Different Tastes

The subsequent love challenge sticks I chose from Tim's jar were not so exciting: Do Laundry. Pack my lunch. Make tasty dinners.

1. DO LAUNDRY? You guys. I do laundry daily. I can't stop doing it. I've tried. But I just feel compelled to keep doing it. It's a hamster wheel that I can't seem to get off. So when I read this I laughed out loud. Why would he make this a stick? But then my heart softened because I realized that by writing it on a stick, he was recognizing it as a way he felt I loved him. He was calling out a way I served him already daily. Okay humbled.

 My glamorous laundry area in my basement. Keepin' it real ya'll. Side note: I hate my basement's guts. Anyone else's laundry area look this way? Please someone tell me yes!

My glamorous laundry area in my basement. Keepin' it real ya'll. Side note: I hate my basement's guts. Anyone else's laundry area look this way? Please someone tell me yes!

2. Pack my lunch. Easy enough. That was quick and relatively painless and sometimes I just do it now without need of a stick. This is the point isn't it? To see that loving each other extravagantly can be in the smallest and easiest of ways. To not need the love challenge because our hearts are oatmeal enough and shaped enough by God to be considering others better than ourselves.

 It's really simple, but Tim really loves when I do this for him. It gives him more time to be with us in the morning.

It's really simple, but Tim really loves when I do this for him. It gives him more time to be with us in the morning.

3. Make tasty dinners. Okay then! This one got me excited. I like to cook! But since I have to do it everyday, it is hard to get motivated to try anything that takes a bunch of dishes, a lot of time, pinterest investigation, library cookbooks, a trip to the grocery store, yada yada. It just doesn't seem so sexy off the food network channel and into real life.  I got myself through all the steps and made it to the first dinner, armed with my buddies Giada de Laurentis and Mario Batali. My Mr. likes Italian so how could this go wrong? 

 Some books I picked from the library from which I would "make tasty dinners."

Some books I picked from the library from which I would "make tasty dinners."

I worked really hard shaving parmesan, shaping raw sausage into meatballs, chopping onions, parsley, garlic. I simmered in the pot for a few hours. The kitchen was a mess, and the recovery would be epic, but everything was sizzling according to the correct level of sizzle required. When it came to tasting time, my anticipation had risen to a dangerous peak. Expectations are the worst, aren't they? When I asked how he liked it, he said, "It's okay."

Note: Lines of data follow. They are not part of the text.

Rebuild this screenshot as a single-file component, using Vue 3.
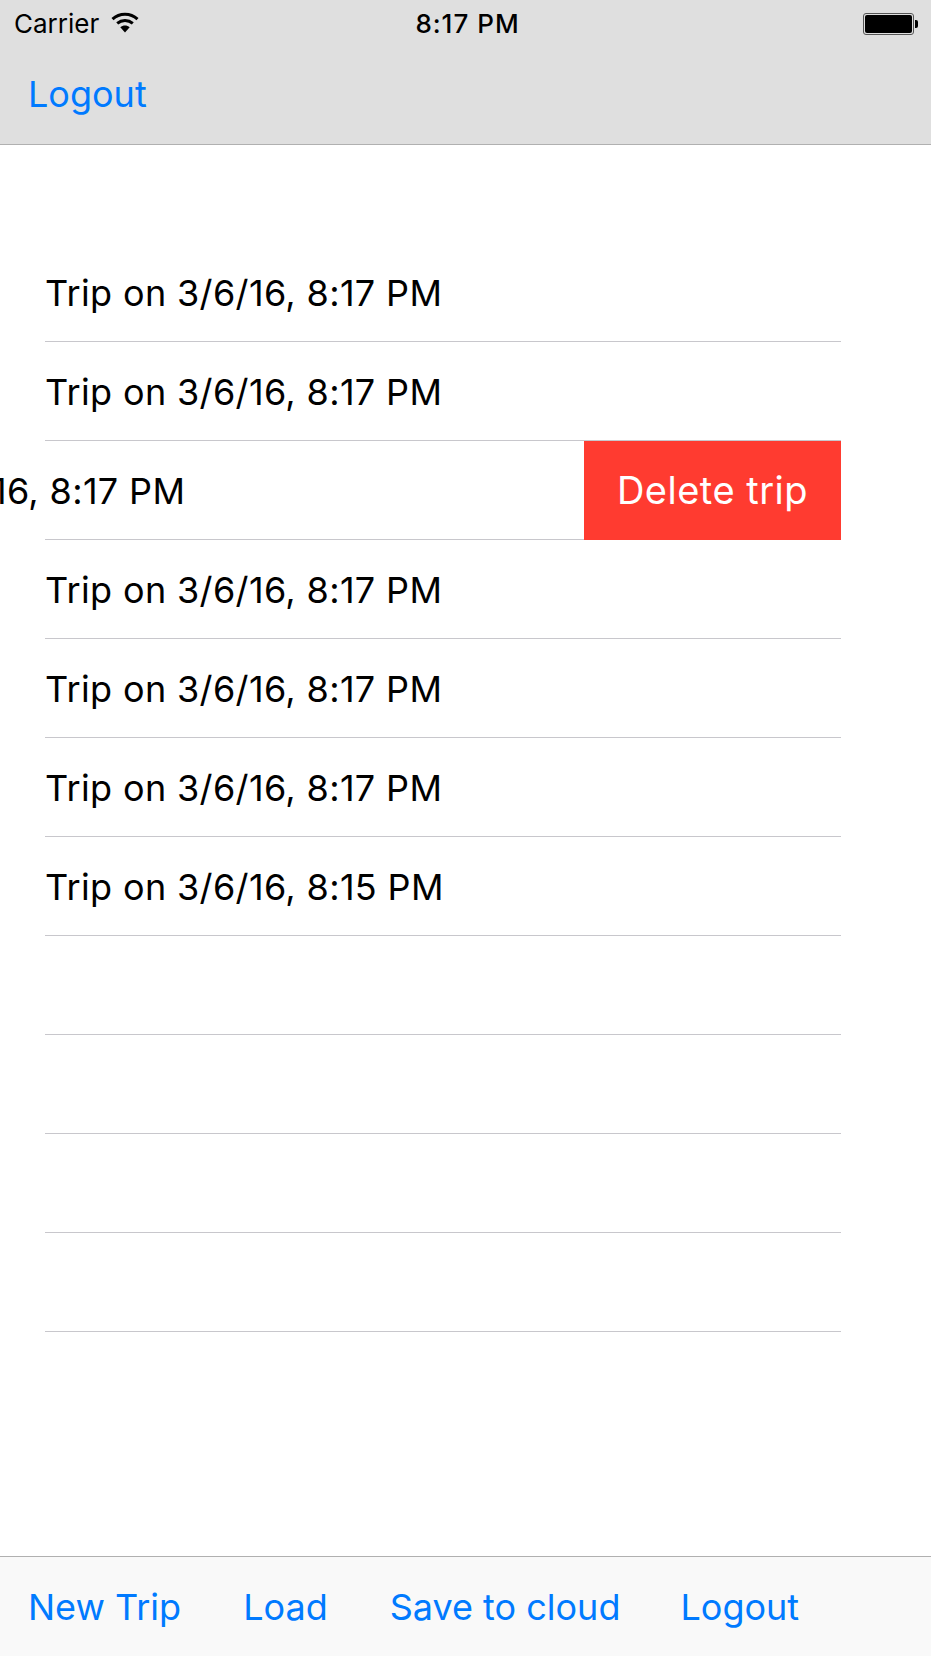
<template>
  <div class="screen">
    <header class="top-bar">
      <div class="status-bar">
        <div class="status-left">
          <span class="carrier">Carrier</span>
          <svg class="wifi" width="28" height="21" viewBox="0 0 28 21">
            <path d="M1.5 7.2C8.6 .6 19.4 .6 26.5 7.2" fill="none" stroke="#000" stroke-width="3" />
            <path d="M6.2 11.4C10.8 7.6 17.2 7.6 21.8 11.4" fill="none" stroke="#000" stroke-width="3" />
            <path d="M9.3 15.2C12 13 16 13 18.7 15.2L14 20.5Z" fill="#000" />
          </svg>
        </div>
        <span class="time">8:17 PM</span>
        <div class="battery">
          <div class="battery-body"><div class="battery-fill" /></div>
          <div class="battery-nub" />
        </div>
      </div>
      <div class="nav-row">
        <a class="link">Logout</a>
      </div>
    </header>

    <main class="list">
      <div v-for="(trip, i) in trips" :key="i" class="row">
        <template v-if="trip.swiped">
          <span class="trip swiped">{{ trip.label }}</span>
          <div class="delete">Delete trip</div>
        </template>
        <span v-else class="trip">{{ trip.label }}</span>
      </div>
    </main>

    <footer class="toolbar">
      <a class="link">New Trip</a>
      <a class="link">Load</a>
      <a class="link">Save to cloud</a>
      <a class="link">Logout</a>
    </footer>
  </div>
</template>

<script setup>
const trips = [
  { label: 'Trip on 3/6/16, 8:17 PM' },
  { label: 'Trip on 3/6/16, 8:17 PM' },
  { label: 'Trip on 3/6/16, 8:17 PM', swiped: true },
  { label: 'Trip on 3/6/16, 8:17 PM' },
  { label: 'Trip on 3/6/16, 8:17 PM' },
  { label: 'Trip on 3/6/16, 8:17 PM' },
  { label: 'Trip on 3/6/16, 8:15 PM' },
  { label: '' },
  { label: '' },
  { label: '' },
  { label: '' }
]
</script>

<style>
html,
body {
  margin: 0;
  background: #fff;
}
</style>

<style scoped>
.screen {
  width: 931px;
  height: 1656px;
  display: flex;
  flex-direction: column;
  overflow: hidden;
  background: #fff;
  font-family: Inter, "Liberation Sans", sans-serif;
}

.top-bar {
  height: 144px;
  flex-shrink: 0;
  background: #dfdfdf;
  border-bottom: 1px solid #b0b0b0;
}

.status-bar {
  height: 47px;
  display: grid;
  grid-template-columns: 1fr auto 1fr;
  align-items: center;
  padding: 0 13px 0 14px;
  color: #000;
}

.status-left {
  display: flex;
  align-items: center;
  gap: 12px;
}

.carrier {
  font-size: 26px;
}

.wifi {
  margin-top: -2px;
}

.time {
  margin-left: 3px;
  font-size: 26px;
  font-weight: 500;
  letter-spacing: 1px;
}

.battery {
  justify-self: end;
  display: flex;
  align-items: center;
  gap: 1px;
}

.battery-body {
  width: 47px;
  height: 18px;
  padding: 1px;
  border: 1px solid #555;
  border-radius: 3px;
}

.battery-fill {
  height: 100%;
  background: #000;
  border-radius: 2px;
}

.battery-nub {
  width: 3px;
  height: 8px;
  background: #000;
  border-radius: 0 2px 2px 0;
}

.nav-row {
  height: 97px;
  display: flex;
  align-items: center;
  padding: 0 0 3px 28px;
  box-sizing: border-box;
}

.link {
  color: #007aff;
  font-size: 36px;
}

.list {
  flex: 1;
  padding: 98px 90px 0 45px;
}

.row {
  height: 98px;
  display: flex;
  align-items: center;
  justify-content: space-between;
  border-bottom: 1px solid #c8c7cc;
  white-space: nowrap;
}

.trip {
  margin-top: 2px;
  font-size: 36px;
  letter-spacing: 0.35px;
  color: #000;
}

.swiped {
  margin-left: -257px;
}

.delete {
  flex-shrink: 0;
  align-self: stretch;
  width: 257px;
  margin-bottom: -1px;
  padding-bottom: 2px;
  box-sizing: border-box;
  display: flex;
  align-items: center;
  justify-content: center;
  background: #ff3b30;
  color: #fff;
  font-size: 38px;
  letter-spacing: 0.5px;
}

.toolbar {
  height: 99px;
  flex-shrink: 0;
  display: flex;
  align-items: center;
  gap: 62px;
  padding-left: 28px;
  background: #f9f9f9;
  border-top: 1px solid #b0b0b0;
}

.toolbar .link:last-child {
  margin-left: -2px;
}
</style>
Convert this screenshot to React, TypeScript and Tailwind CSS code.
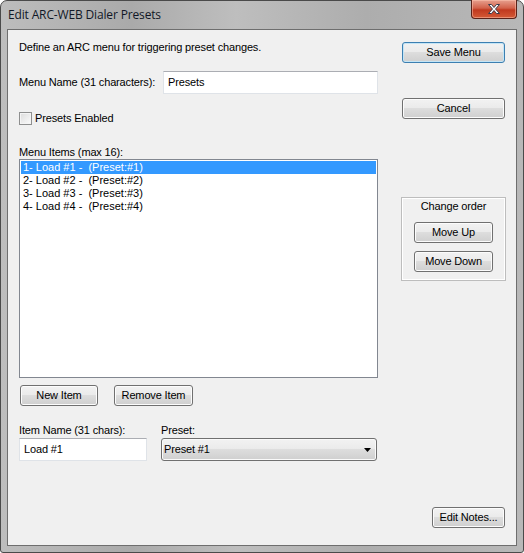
import React from "react"

const ui = "font-['Liberation_Sans',Arial,sans-serif] text-[11px] leading-[13px] tracking-[-0.15px] text-black"

function Button({
  label,
  width,
  primary = false,
}: {
  label: string
  width: string
  primary?: boolean
}) {
  return (
    <button
      type="button"
      className={`${width} h-[21px] rounded-[3px] border ${
        primary
          ? "border-[#3c7fb1] shadow-[inset_0_0_0_1px_#c4e5f6]"
          : "border-[#707070] shadow-[inset_0_0_0_1px_#fcfcfc]"
      } bg-[linear-gradient(#f2f2f2_0%,#ebebeb_45%,#dddddd_50%,#cfcfcf_100%)] ${ui} flex items-center justify-center`}
    >
      {label}
    </button>
  )
}

function CloseButton() {
  return (
    <div className="flex h-[19px] w-[46px] items-center justify-center rounded-b-[4px] border border-t-0 border-[#5a2219] bg-[linear-gradient(#e7a08f_0%,#d2614a_45%,#c0391f_55%,#d45a36_100%)] shadow-[inset_0_0_0_1px_rgba(255,200,180,0.5)]">
      <svg width="14" height="12" viewBox="0 0 14 12">
        <path
          d="M1.5 1.5h3l2.5 3 2.5-3h3l-4 4.5 4 4.5h-3l-2.5-3-2.5 3h-3l4-4.5z"
          fill="#ffffff"
          stroke="#3b3b4a"
          strokeWidth="1"
          strokeLinejoin="round"
        />
      </svg>
    </div>
  )
}

const items = [
  "1- Load #1 -  (Preset:#1)",
  "2- Load #2 -  (Preset:#2)",
  "3- Load #3 -  (Preset:#3)",
  "4- Load #4 -  (Preset:#4)",
]

export default function App() {
  return (
    <div className="h-[553px] w-[524px] overflow-hidden bg-white">
      <div className="flex h-full flex-col rounded-t-[7px] rounded-b-[3px] border border-[#4a4a4a] bg-[linear-gradient(90deg,#bdbdbd_0%,#aaaaaa_25%,#bebebe_45%,#adadad_70%,#b8b8b8_100%)] px-[6px] pb-[6px]">
        {/* title bar */}
        <div className="-mt-[1px] flex h-[29px] items-start justify-between">
          <span className="mt-[7px] pl-[1px] font-['Open_Sans',sans-serif] text-[12px] leading-[16px] tracking-[-0.15px] text-[#111827]">
            Edit ARC-WEB Dialer Presets
          </span>
          <CloseButton />
        </div>

        {/* client area */}
        <div className="flex flex-1 border border-[#6e6e6e] bg-[#f0f0f0] px-[11px]">
          <div className="flex w-[359px] flex-col pt-[11px]">
            <p className={ui}>Define an ARC menu for triggering preset changes.</p>

            <div className="mt-[17px] flex h-[23px] items-center justify-between">
              <span className={ui}>Menu Name (31 characters):</span>
              <div className="flex h-[23px] w-[215px] items-center border border-[#dfe3e8] border-t-[#abadb3] bg-white px-[4px]">
                <span className={ui}>Presets</span>
              </div>
            </div>

            <label className="mt-[18px] flex h-[13px] items-center gap-[3px]">
              <span className="h-[13px] w-[13px] border border-[#8e8f8f] bg-[linear-gradient(135deg,#dcdcdc,#fbfbfb)] shadow-[inset_0_0_0_1px_#f4f4f4]" />
              <span className={ui}>Presets Enabled</span>
            </label>

            <span className={`mt-[21px] ${ui}`}>Menu Items (max 16):</span>

            <div className="h-[219px] border border-[#828790] bg-white p-[1px]">
              {items.map((item, i) => (
                <div
                  key={item}
                  className={`h-[13px] whitespace-pre pl-[2px] ${ui} tracking-[0px] ${i === 0 ? "bg-[#3399ff] text-white" : ""}`}
                >
                  {item}
                </div>
              ))}
            </div>

            <div className="mt-[7px] flex gap-[16px] pl-[1px]">
              <Button label="New Item" width="w-[78px]" />
              <Button label="Remove Item" width="w-[79px]" />
            </div>

            <div className="mt-[18px] flex">
              <div className="flex w-[142px] flex-col">
                <span className={ui}>Item Name (31 chars):</span>
                <div className="mt-[1px] flex h-[23px] w-[128px] items-center border border-[#dfe3e8] border-t-[#abadb3] bg-white px-[4px]">
                  <span className={ui}>Load #1</span>
                </div>
              </div>
              <div className="flex flex-col">
                <span className={ui}>Preset:</span>
                <div className="mt-[1px] flex h-[23px] w-[216px] items-center justify-between rounded-[3px] border border-[#707070] bg-[linear-gradient(#f2f2f2_0%,#ebebeb_45%,#dddddd_50%,#cfcfcf_100%)] pl-[2px] pr-[5px] shadow-[inset_0_0_0_1px_#fafafa]">
                  <span className={ui}>Preset #1</span>
                  <svg width="7" height="4" viewBox="0 0 7 4">
                    <path d="M0 0h7L3.5 4z" fill="#000" />
                  </svg>
                </div>
              </div>
            </div>
          </div>

          <div className="ml-[23px] flex w-[104px] flex-col pt-[12px] pb-[17px]">
            <div className="pl-[1px]">
              <Button label="Save Menu" width="w-[103px]" primary />
            </div>
            <div className="mt-[35px] pl-[1px]">
              <Button label="Cancel" width="w-[103px]" />
            </div>

            <div className="mt-[78px] flex h-[84px] w-[105px] flex-col items-center border border-[#bdbdbd] pt-[2px] shadow-[inset_0_0_0_1px_#ffffff]">
              <span className={ui}>Change order</span>
              <div className="mt-[9px]">
                <Button label="Move Up" width="w-[79px]" />
              </div>
              <div className="mt-[8px]">
                <Button label="Move Down" width="w-[79px]" />
              </div>
            </div>

            <div className="mt-auto self-end">
              <Button label="Edit Notes..." width="w-[73px]" />
            </div>
          </div>
        </div>
      </div>
    </div>
  )
}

 It tasted so good...to me. 

It tasted so good...to me. 

OKAY? ARE YOU FREAKING KIDDING ME?

To which I answered, "Okay" and brewed some good old bitterness inside while I went to clean up the mess of my kitchen and the mess of my heart. Tim had no clue the trap that was wrapped inside that homemade tortellini. It wasn't really about him not appreciating my effort. He did. It just wasn't really a gift for him.

I had tried. I mean really tried. But you know what ingredient I missed? I neglected to ask him what HE wanted in the first place. I ASSUMED he would like what I liked and his idea of tasty was my idea of tasty. So I picked the recipe that I really wanted and was mad at him when he (surprise!) didn't love it like I loved it.

We are so inherently selfish, even when we try to serve others, we serve them the way we want to be served. The Vincent Love Challenge was our way of trying to fix that, of getting into the other one's head so we could serve the other how they really wanted to be served. But this stick was up to interpretation, and of course I interpreted it selfishly. 

I had to apologize and try again. Ask him what he meant by tasty. I hear they call that communication skills. Tim likes the simple stuff.  He didn't really need a fancy cookbook. But a good old batch of my Mom's homemade spaghetti would have done the trick just fine.

Do me a favor and learn from me. Before you put all the effort into a gift, make sure that gift isn't really for yourself. Talk to love of your life and seek to understand what, really, in the name of all tortellini and spaghetti and ravioli and gnocchi, they need from you. Love them the way they need to be loved, not the way you think they should want loved. It's not about you.